_INPUT RECORDS_.
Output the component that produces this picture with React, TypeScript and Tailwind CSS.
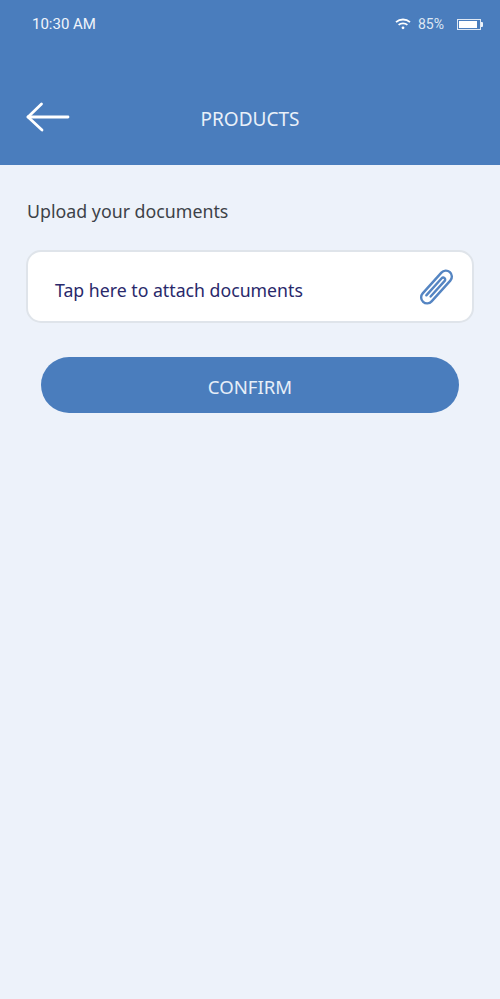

==

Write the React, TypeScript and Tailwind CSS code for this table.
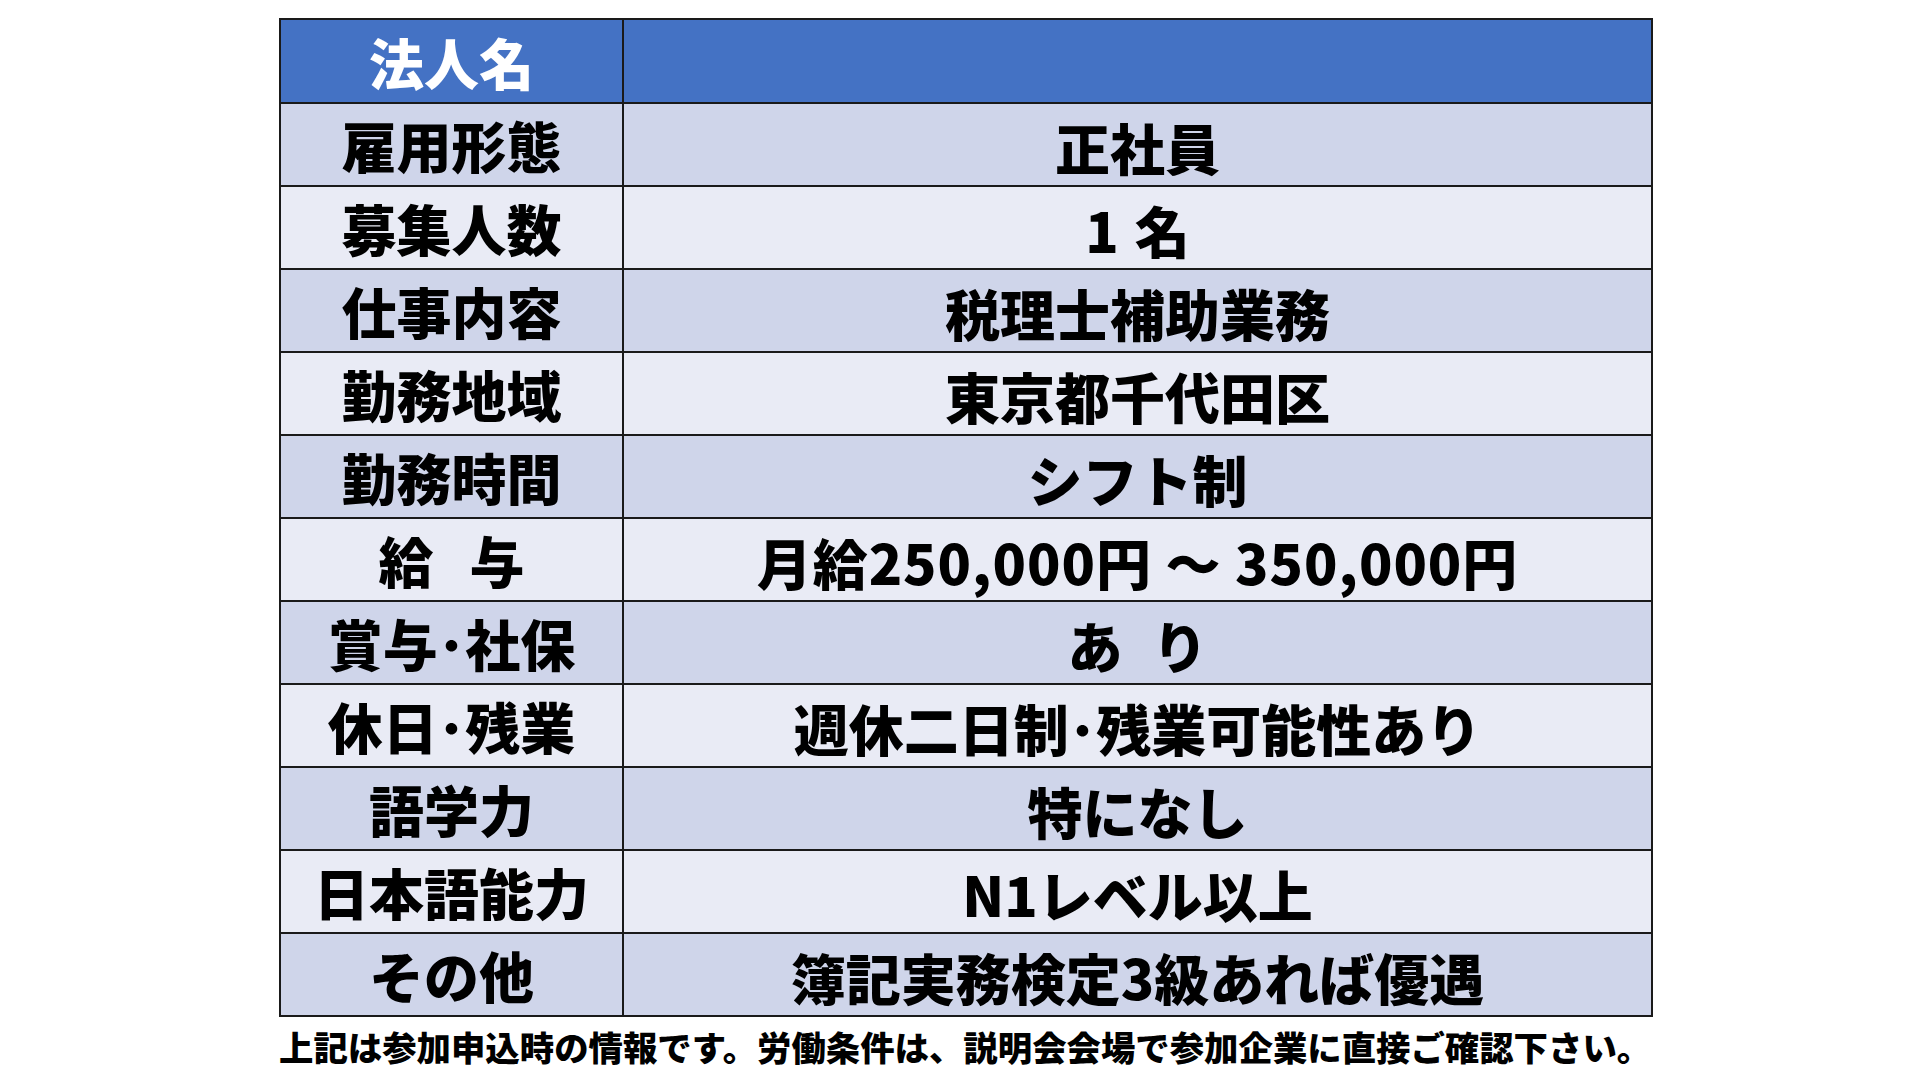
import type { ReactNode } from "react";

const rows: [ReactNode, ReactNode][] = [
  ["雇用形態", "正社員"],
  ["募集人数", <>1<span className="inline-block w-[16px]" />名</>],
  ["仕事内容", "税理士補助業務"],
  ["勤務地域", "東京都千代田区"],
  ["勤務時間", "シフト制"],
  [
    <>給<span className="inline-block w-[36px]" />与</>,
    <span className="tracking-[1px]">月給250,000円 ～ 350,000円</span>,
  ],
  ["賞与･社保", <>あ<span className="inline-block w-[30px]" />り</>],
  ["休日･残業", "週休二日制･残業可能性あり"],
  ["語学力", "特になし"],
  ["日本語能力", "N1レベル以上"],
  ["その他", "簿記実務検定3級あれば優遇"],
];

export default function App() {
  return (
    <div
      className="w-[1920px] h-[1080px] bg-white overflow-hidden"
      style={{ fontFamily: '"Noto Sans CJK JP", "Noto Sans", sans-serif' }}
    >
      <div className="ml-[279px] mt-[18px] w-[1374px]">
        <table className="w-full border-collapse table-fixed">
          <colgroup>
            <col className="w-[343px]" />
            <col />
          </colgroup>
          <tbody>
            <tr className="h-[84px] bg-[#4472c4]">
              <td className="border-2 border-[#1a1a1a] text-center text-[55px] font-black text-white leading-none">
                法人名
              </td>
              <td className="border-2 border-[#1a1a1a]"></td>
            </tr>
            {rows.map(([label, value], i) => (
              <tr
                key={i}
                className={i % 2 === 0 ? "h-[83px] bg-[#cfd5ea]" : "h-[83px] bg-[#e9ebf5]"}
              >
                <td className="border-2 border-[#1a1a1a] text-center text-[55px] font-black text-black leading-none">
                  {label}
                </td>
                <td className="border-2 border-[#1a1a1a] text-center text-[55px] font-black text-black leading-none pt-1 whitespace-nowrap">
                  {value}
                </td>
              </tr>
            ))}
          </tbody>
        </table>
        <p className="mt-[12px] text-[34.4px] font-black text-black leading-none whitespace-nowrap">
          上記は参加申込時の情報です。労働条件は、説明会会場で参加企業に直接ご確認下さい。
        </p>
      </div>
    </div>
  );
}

_WHAT TO WORK ON_.
Find each line holding the string "table" and copy it out.

_TASK ANSWER_.
Write the React, TypeScript and Tailwind CSS code for this table.
        <table className="w-full border-collapse table-fixed">
        </table>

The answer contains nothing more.